■ **Do this**: Leave the pictures out. Return all other data exactly.

■ **Information supplied**:
+ + + + +

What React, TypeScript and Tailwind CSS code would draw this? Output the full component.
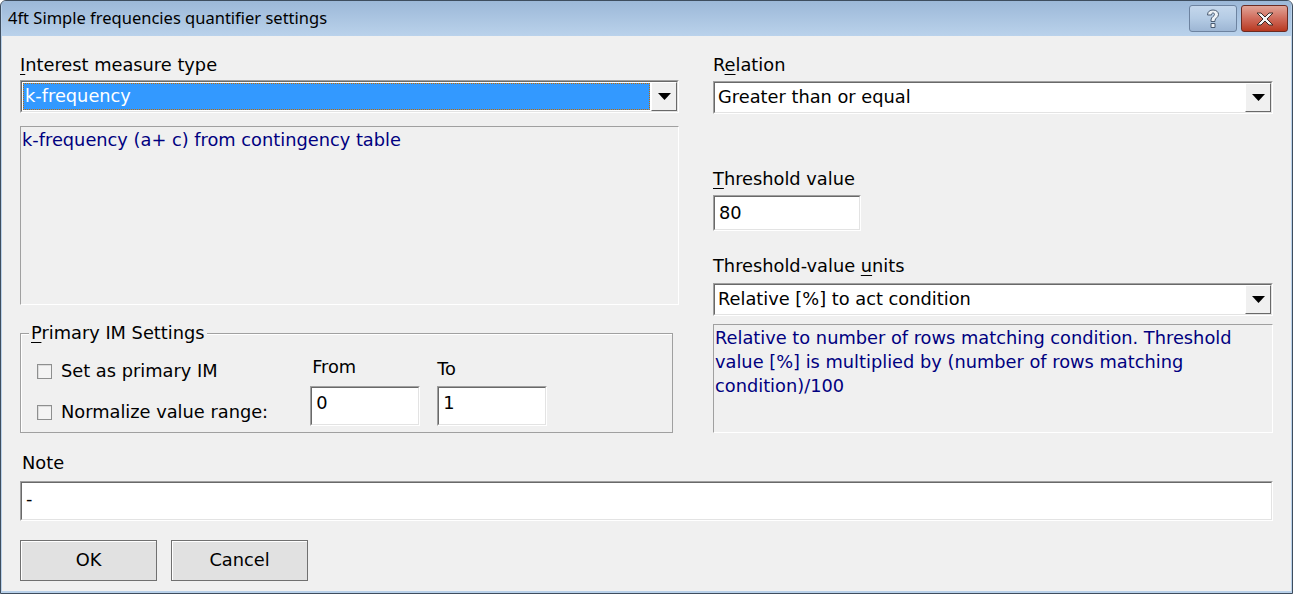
import React from "react";

const ui = { fontFamily: '"DejaVu Sans", Tahoma, sans-serif' };

const DropButton = () => (
  <div className="flex h-full w-[26px] shrink-0 items-center justify-center border border-t-white border-l-white border-b-[#696969] border-r-[#696969] bg-[#f0f0f0]">
    <svg width="13" height="7" viewBox="0 0 13 7">
      <path d="M0 0 H13 L6.5 7 Z" fill="#000" />
    </svg>
  </div>
);

const Sunken = ({ className, children }: { className?: string; children?: React.ReactNode }) => (
  <div className={"border border-t-[#a0a0a0] border-l-[#a0a0a0] border-b-white border-r-white " + (className || "")}>
    <div className="h-full w-full border border-t-[#696969] border-l-[#696969] border-b-[#e3e3e3] border-r-[#e3e3e3] bg-white">
      {children}
    </div>
  </div>
);

const Combo = ({ value, selected }: { value: string; selected?: boolean }) => (
  <Sunken className="h-[33px]">
    <div className="flex h-full items-stretch">
      <div className="flex flex-1 items-center p-[1px]">
        {selected ? (
          <div className="flex h-full w-full items-center border border-dotted border-[#c46a00] bg-[#3399ff] pl-[1px] text-white">
            {value}
          </div>
        ) : (
          <div className="pl-[2px]">{value}</div>
        )}
      </div>
      <DropButton />
    </div>
  </Sunken>
);

const Label = ({ pre, u, post, className }: { pre?: string; u?: string; post?: string; className?: string }) => (
  <div className={"h-[22px] leading-[22px] " + (className || "")}>
    {pre}
    {u && <span className="underline underline-offset-[3px]">{u}</span>}
    {post}
  </div>
);

const Desc = ({ className, children }: { className?: string; children: React.ReactNode }) => (
  <div className={"border border-t-[#a0a0a0] border-l-[#a0a0a0] border-b-white border-r-white bg-[#f0f0f0] px-[1px] pt-[1px] leading-[24px] text-[#000080] " + (className || "")}>
    {children}
  </div>
);

const Check = ({ label }: { label: string }) => (
  <div className="flex items-center gap-[9px]">
    <div className="h-[15px] w-[15px] border border-[#8e8f8f] bg-[#f4f4f4] shadow-[inset_1px_1px_0_#dcdcdc]" />
    <span>{label}</span>
  </div>
);

export default function App() {
  return (
    <div className="flex h-[594px] w-[1293px] flex-col overflow-hidden rounded-t-[6px] border border-[#3e4d5e] bg-[#b9d1ea] px-[1px] pb-[2px]">
      {/* title bar */}
      <div className="flex h-[35px] shrink-0 items-start bg-gradient-to-b from-[#9cb8d8] to-[#bad2eb]">
        <div
          className="pl-[6px] pt-[5px] text-[16.5px] text-black"
          style={{ fontFamily: '"Noto Sans", "Open Sans", sans-serif' }}
        >
          4ft Simple frequencies quantifier settings
        </div>
        <div className="ml-auto mr-[3px] mt-[4px] flex gap-[4px]">
          <div className="flex h-[27px] w-[48px] items-center justify-center rounded-[3px] border border-[#6d83a0] bg-gradient-to-b from-[#c4d7ec] via-[#b4cbe4] to-[#9db6d4]">
            <svg width="14" height="20" viewBox="0 0 14 20">
              <path
                d="M1.5 6 C1.5 2.5 4 1 7 1 C10.5 1 12.5 3 12.5 5.5 C12.5 8.5 9 9 9 11.5 L9 12.5 L5 12.5 L5 11 C5 7.5 8.5 7.5 8.5 5.5 C8.5 4.5 8 4 7 4 C6 4 5.5 4.8 5.5 6 Z M5 14.5 L9 14.5 L9 18.5 L5 18.5 Z"
                fill="#eef2f6"
                stroke="#4a5b70"
                strokeWidth="1"
                strokeLinejoin="round"
              />
            </svg>
          </div>
          <div className="flex h-[27px] w-[47px] items-center justify-center rounded-[3px] border border-[#6b2b22] bg-gradient-to-b from-[#e0a497] via-[#cf6b5b] to-[#b8381f]">
            <svg width="20" height="16" viewBox="0 0 20 16">
              <path
                d="M2 2 L6 2 L10 6 L14 2 L18 2 L12 8 L18 14 L14 14 L10 10 L6 14 L2 14 L8 8 Z"
                fill="#f4f4f4"
                stroke="#3b2a26"
                strokeWidth="1"
                strokeLinejoin="round"
              />
            </svg>
          </div>
        </div>
      </div>

      {/* client */}
      <div className="flex flex-1 flex-col bg-[#f0f0f0] pl-[18px] pr-[18px] pt-[18px] text-[17.8px] text-black" style={ui}>
        <div className="flex gap-[34px]">
          {/* left column */}
          <div className="flex w-[659px] flex-col">
            <Label u="I" post="nterest measure type" />
            <div className="mt-[4px]">
              <Combo value="k-frequency" selected />
            </div>
            <Desc className="mt-[13px] h-[179px]">k-frequency (a+ c) from contingency table</Desc>

            <div className="relative mt-[28px] h-[100px] w-[653px] border border-[#a0a0a0] shadow-[inset_1px_1px_0_#fff]">
              <div className="absolute left-[8px] top-[-12px] bg-[#f0f0f0] px-[2px] leading-[22px]">
                <span className="underline underline-offset-[3px]">P</span>rimary IM Settings
              </div>
              <div className="flex pl-[16px] pt-[22px]">
                <div className="flex flex-col gap-[14px] pt-[2px]">
                  <Check label="Set as primary IM" />
                  <Check label="Normalize value range:" />
                </div>
                <div className="ml-[42px] flex flex-col">
                  <div className="h-[30px] pl-[2px] pt-[1px] leading-[20px]">From</div>
                  <Sunken className="h-[40px] w-[110px]">
                    <div className="pl-[4px] pt-[2px]">0</div>
                  </Sunken>
                </div>
                <div className="ml-[17px] flex flex-col">
                  <div className="h-[30px] pt-[3px] leading-[20px]">To</div>
                  <Sunken className="h-[40px] w-[110px]">
                    <div className="pl-[4px] pt-[2px]">1</div>
                  </Sunken>
                </div>
              </div>
            </div>
          </div>

          {/* right column */}
          <div className="flex w-[560px] flex-col">
            <Label pre="R" u="e" post="lation" />
            <div className="mt-[5px]">
              <Combo value="Greater than or equal" />
            </div>
            <Label u="T" post="hreshold value" className="mt-[54px]" />
            <Sunken className="mt-[5px] h-[36px] w-[148px]">
              <div className="pl-[4px] pt-[3px]">80</div>
            </Sunken>
            <Label pre="Threshold-value " u="u" post="nits" className="mt-[24px]" />
            <div className="mt-[6px]">
              <Combo value="Relative [%] to act condition" />
            </div>
            <Desc className="mt-[8px] h-[109px]">
              Relative to number of rows matching condition. Threshold value [%] is multiplied by (number of rows matching
              condition)/100
            </Desc>
          </div>
        </div>

        <Label pre="Note" className="mt-[19px] pl-[2px]" />
        <Sunken className="mt-[7px] h-[40px] w-[1253px]">
          <div className="pl-[4px] pt-[3px]">-</div>
        </Sunken>

        <div className="mt-[19px] flex gap-[14px]">
          <button className="h-[41px] w-[137px] border border-[#707070] bg-[#e1e1e1] shadow-[inset_1px_1px_0_#fff]">OK</button>
          <button className="h-[41px] w-[137px] border border-[#707070] bg-[#e1e1e1] shadow-[inset_1px_1px_0_#fff]">Cancel</button>
        </div>
      </div>
    </div>
  );
}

+ + + + +

■ **Answer to the exercise**:
What React, TypeScript and Tailwind CSS code would draw this? Output the full component.
import React from "react";

const ui = { fontFamily: '"DejaVu Sans", Tahoma, sans-serif' };

const DropButton = () => (
  <div className="flex h-full w-[26px] shrink-0 items-center justify-center border border-t-white border-l-white border-b-[#696969] border-r-[#696969] bg-[#f0f0f0]">
    <svg width="13" height="7" viewBox="0 0 13 7">
      <path d="M0 0 H13 L6.5 7 Z" fill="#000" />
    </svg>
  </div>
);

const Sunken = ({ className, children }: { className?: string; children?: React.ReactNode }) => (
  <div className={"border border-t-[#a0a0a0] border-l-[#a0a0a0] border-b-white border-r-white " + (className || "")}>
    <div className="h-full w-full border border-t-[#696969] border-l-[#696969] border-b-[#e3e3e3] border-r-[#e3e3e3] bg-white">
      {children}
    </div>
  </div>
);

const Combo = ({ value, selected }: { value: string; selected?: boolean }) => (
  <Sunken className="h-[33px]">
    <div className="flex h-full items-stretch">
      <div className="flex flex-1 items-center p-[1px]">
        {selected ? (
          <div className="flex h-full w-full items-center border border-dotted border-[#c46a00] bg-[#3399ff] pl-[1px] text-white">
            {value}
          </div>
        ) : (
          <div className="pl-[2px]">{value}</div>
        )}
      </div>
      <DropButton />
    </div>
  </Sunken>
);

const Label = ({ pre, u, post, className }: { pre?: string; u?: string; post?: string; className?: string }) => (
  <div className={"h-[22px] leading-[22px] " + (className || "")}>
    {pre}
    {u && <span className="underline underline-offset-[3px]">{u}</span>}
    {post}
  </div>
);

const Desc = ({ className, children }: { className?: string; children: React.ReactNode }) => (
  <div className={"border border-t-[#a0a0a0] border-l-[#a0a0a0] border-b-white border-r-white bg-[#f0f0f0] px-[1px] pt-[1px] leading-[24px] text-[#000080] " + (className || "")}>
    {children}
  </div>
);

const Check = ({ label }: { label: string }) => (
  <div className="flex items-center gap-[9px]">
    <div className="h-[15px] w-[15px] border border-[#8e8f8f] bg-[#f4f4f4] shadow-[inset_1px_1px_0_#dcdcdc]" />
    <span>{label}</span>
  </div>
);

export default function App() {
  return (
    <div className="flex h-[594px] w-[1293px] flex-col overflow-hidden rounded-t-[6px] border border-[#3e4d5e] bg-[#b9d1ea] px-[1px] pb-[2px]">
      {/* title bar */}
      <div className="flex h-[35px] shrink-0 items-start bg-gradient-to-b from-[#9cb8d8] to-[#bad2eb]">
        <div
          className="pl-[6px] pt-[5px] text-[16.5px] text-black"
          style={{ fontFamily: '"Noto Sans", "Open Sans", sans-serif' }}
        >
          4ft Simple frequencies quantifier settings
        </div>
        <div className="ml-auto mr-[3px] mt-[4px] flex gap-[4px]">
          <div className="flex h-[27px] w-[48px] items-center justify-center rounded-[3px] border border-[#6d83a0] bg-gradient-to-b from-[#c4d7ec] via-[#b4cbe4] to-[#9db6d4]">
            <svg width="14" height="20" viewBox="0 0 14 20">
              <path
                d="M1.5 6 C1.5 2.5 4 1 7 1 C10.5 1 12.5 3 12.5 5.5 C12.5 8.5 9 9 9 11.5 L9 12.5 L5 12.5 L5 11 C5 7.5 8.5 7.5 8.5 5.5 C8.5 4.5 8 4 7 4 C6 4 5.5 4.8 5.5 6 Z M5 14.5 L9 14.5 L9 18.5 L5 18.5 Z"
                fill="#eef2f6"
                stroke="#4a5b70"
                strokeWidth="1"
                strokeLinejoin="round"
              />
            </svg>
          </div>
          <div className="flex h-[27px] w-[47px] items-center justify-center rounded-[3px] border border-[#6b2b22] bg-gradient-to-b from-[#e0a497] via-[#cf6b5b] to-[#b8381f]">
            <svg width="20" height="16" viewBox="0 0 20 16">
              <path
                d="M2 2 L6 2 L10 6 L14 2 L18 2 L12 8 L18 14 L14 14 L10 10 L6 14 L2 14 L8 8 Z"
                fill="#f4f4f4"
                stroke="#3b2a26"
                strokeWidth="1"
                strokeLinejoin="round"
              />
            </svg>
          </div>
        </div>
      </div>

      {/* client */}
      <div className="flex flex-1 flex-col bg-[#f0f0f0] pl-[18px] pr-[18px] pt-[18px] text-[17.8px] text-black" style={ui}>
        <div className="flex gap-[34px]">
          {/* left column */}
          <div className="flex w-[659px] flex-col">
            <Label u="I" post="nterest measure type" />
            <div className="mt-[4px]">
              <Combo value="k-frequency" selected />
            </div>
            <Desc className="mt-[13px] h-[179px]">k-frequency (a+ c) from contingency table</Desc>

            <div className="relative mt-[28px] h-[100px] w-[653px] border border-[#a0a0a0] shadow-[inset_1px_1px_0_#fff]">
              <div className="absolute left-[8px] top-[-12px] bg-[#f0f0f0] px-[2px] leading-[22px]">
                <span className="underline underline-offset-[3px]">P</span>rimary IM Settings
              </div>
              <div className="flex pl-[16px] pt-[22px]">
                <div className="flex flex-col gap-[14px] pt-[2px]">
                  <Check label="Set as primary IM" />
                  <Check label="Normalize value range:" />
                </div>
                <div className="ml-[42px] flex flex-col">
                  <div className="h-[30px] pl-[2px] pt-[1px] leading-[20px]">From</div>
                  <Sunken className="h-[40px] w-[110px]">
                    <div className="pl-[4px] pt-[2px]">0</div>
                  </Sunken>
                </div>
                <div className="ml-[17px] flex flex-col">
                  <div className="h-[30px] pt-[3px] leading-[20px]">To</div>
                  <Sunken className="h-[40px] w-[110px]">
                    <div className="pl-[4px] pt-[2px]">1</div>
                  </Sunken>
                </div>
              </div>
            </div>
          </div>

          {/* right column */}
          <div className="flex w-[560px] flex-col">
            <Label pre="R" u="e" post="lation" />
            <div className="mt-[5px]">
              <Combo value="Greater than or equal" />
            </div>
            <Label u="T" post="hreshold value" className="mt-[54px]" />
            <Sunken className="mt-[5px] h-[36px] w-[148px]">
              <div className="pl-[4px] pt-[3px]">80</div>
            </Sunken>
            <Label pre="Threshold-value " u="u" post="nits" className="mt-[24px]" />
            <div className="mt-[6px]">
              <Combo value="Relative [%] to act condition" />
            </div>
            <Desc className="mt-[8px] h-[109px]">
              Relative to number of rows matching condition. Threshold value [%] is multiplied by (number of rows matching
              condition)/100
            </Desc>
          </div>
        </div>

        <Label pre="Note" className="mt-[19px] pl-[2px]" />
        <Sunken className="mt-[7px] h-[40px] w-[1253px]">
          <div className="pl-[4px] pt-[3px]">-</div>
        </Sunken>

        <div className="mt-[19px] flex gap-[14px]">
          <button className="h-[41px] w-[137px] border border-[#707070] bg-[#e1e1e1] shadow-[inset_1px_1px_0_#fff]">OK</button>
          <button className="h-[41px] w-[137px] border border-[#707070] bg-[#e1e1e1] shadow-[inset_1px_1px_0_#fff]">Cancel</button>
        </div>
      </div>
    </div>
  );
}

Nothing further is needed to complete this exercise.